The Army, which recently announced that its new Futures Command will be headquartered in Austin, Texas, is poised to create job opportunities for those who want to help the service improve its sluggish acquisition system while working in the vibrant state capital.

“The headquarters will consist of a mix of soldiers and civilians, largely civilian,” said Lt. Col. Patrick Seiber, an Army spokesman. “While details are still being worked on manning the headquarters, we do anticipate there will be some hiring for positions in Austin.”

The headquarters is expected to have about 500 employees when it becomes fully operational next summer. While the command will have a downtown office, Army Undersecretary Ryan McCarthy said he envisions that some of the command’s soldiers and civilians will work in technology “incubator hubs” alongside entrepreneurs, scientists and researchers.

The Army has set up a website,, to keep the public informed about its progress in launching the command. The site says the Army will be looking for “top talent with a passion to shape the future, innovative minds to solve complex technical and organization problems, [and] people who thrive on bold, fast-paced teams.”

The site encourages people interested in working for the command to “check back soon for more information on career opportunities.”

The command is designed to consolidate and streamline the Army’s modernization efforts to speed up the development and fielding of new equipment and help the United States maintains its technological edge over potential adversaries, such as China and Russia.

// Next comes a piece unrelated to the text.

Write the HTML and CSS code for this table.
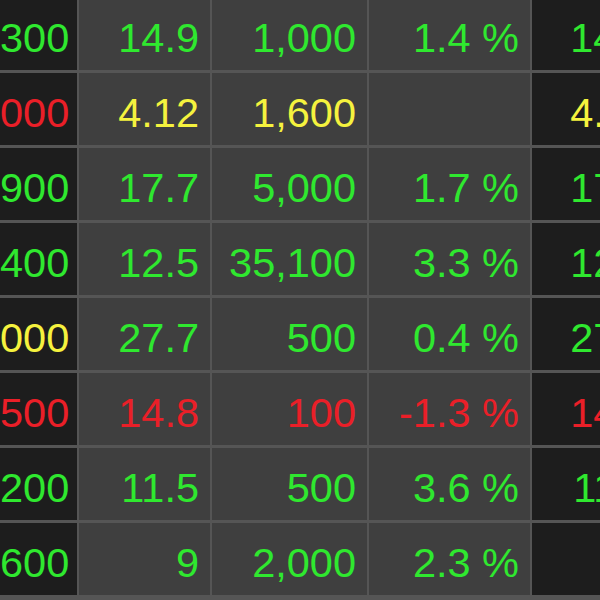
FILE: index.html
```html
<!DOCTYPE html>
<html>
<head>
<meta charset="utf-8">
<link rel="stylesheet" href="styles.css">
</head>
<body>
<div class="board">
  <div class="c dark up">300</div><div class="c up">14.9</div><div class="c up">1,000</div><div class="c up">1.4 %</div><div class="c dark up">14.9</div>
  <div class="c dark down">000</div><div class="c flat">4.12</div><div class="c flat">1,600</div><div class="c"></div><div class="c dark flat">4.12</div>
  <div class="c dark up">900</div><div class="c up">17.7</div><div class="c up">5,000</div><div class="c up">1.7 %</div><div class="c dark up">17.7</div>
  <div class="c dark up">400</div><div class="c up">12.5</div><div class="c up">35,100</div><div class="c up">3.3 %</div><div class="c dark up">12.5</div>
  <div class="c dark flat">000</div><div class="c up">27.7</div><div class="c up">500</div><div class="c up">0.4 %</div><div class="c dark up">27.7</div>
  <div class="c dark down">500</div><div class="c down">14.8</div><div class="c down">100</div><div class="c down">-1.3 %</div><div class="c dark down">14.8</div>
  <div class="c dark up">200</div><div class="c up">11.5</div><div class="c up">500</div><div class="c up">3.6 %</div><div class="c dark up">11.5</div>
  <div class="c dark up">600</div><div class="c up">9</div><div class="c up">2,000</div><div class="c up">2.3 %</div><div class="c dark"></div>
</div>
</body>
</html>
```
FILE: styles.css
```css
html, body {
  margin: 0;
  padding: 0;
  background: #555555;
  overflow: hidden;
  width: 600px;
  height: 600px;
}
.board {
  display: grid;
  grid-template-columns: 77px 131px 155px 161px 130px;
  grid-auto-rows: 72px;
  column-gap: 2px;
  row-gap: 3px;
  margin-top: -2px;
  width: 662px;
  background: #555555;
  font-family: "Liberation Sans", Arial, sans-serif;
  font-size: 41.5px;
}
.c {
  background: #3f3f3f;
  text-align: right;
  padding: 8px 11px 0 0;
  line-height: 64px;
  white-space: nowrap;
  box-sizing: border-box;
}
.dark {
  background: #1d1d1d;
}
.up { color: #2fe82f; }
.down { color: #ea1f28; }
.flat { color: #f5f23e; }
```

“This is a big year for the Army because we believe that we need to significantly reform the way the Army does research and development, testing and evaluation, procurement, and everything else that contributes to the modernization process,” Army Chief of Staff Gen. Mark Milley said.

Army Secretary Mark Esper wants the command to spur improvements in the Army’s six modernization priorities: long-range precision fires, next-generation combat vehicles, future vertical lift platforms, networks, air and missile defense and soldier lethality.

“We have some critical technologies out there that are essential to fulfilling our six modernization priorities, whether it’s directed energy for air and missile defense, whether its hypersonics for long-range precision fires or whether it’s robotics and artificial intelligence for our next-generation combat vehicle,” Esper said.

President Donald Trump is expected to nominate Lt. Gen. John Murray, the Army’s deputy chief of staff for programs, to lead Futures Command. His appointment, including his promotion to four-star general, will require Senate confirmation.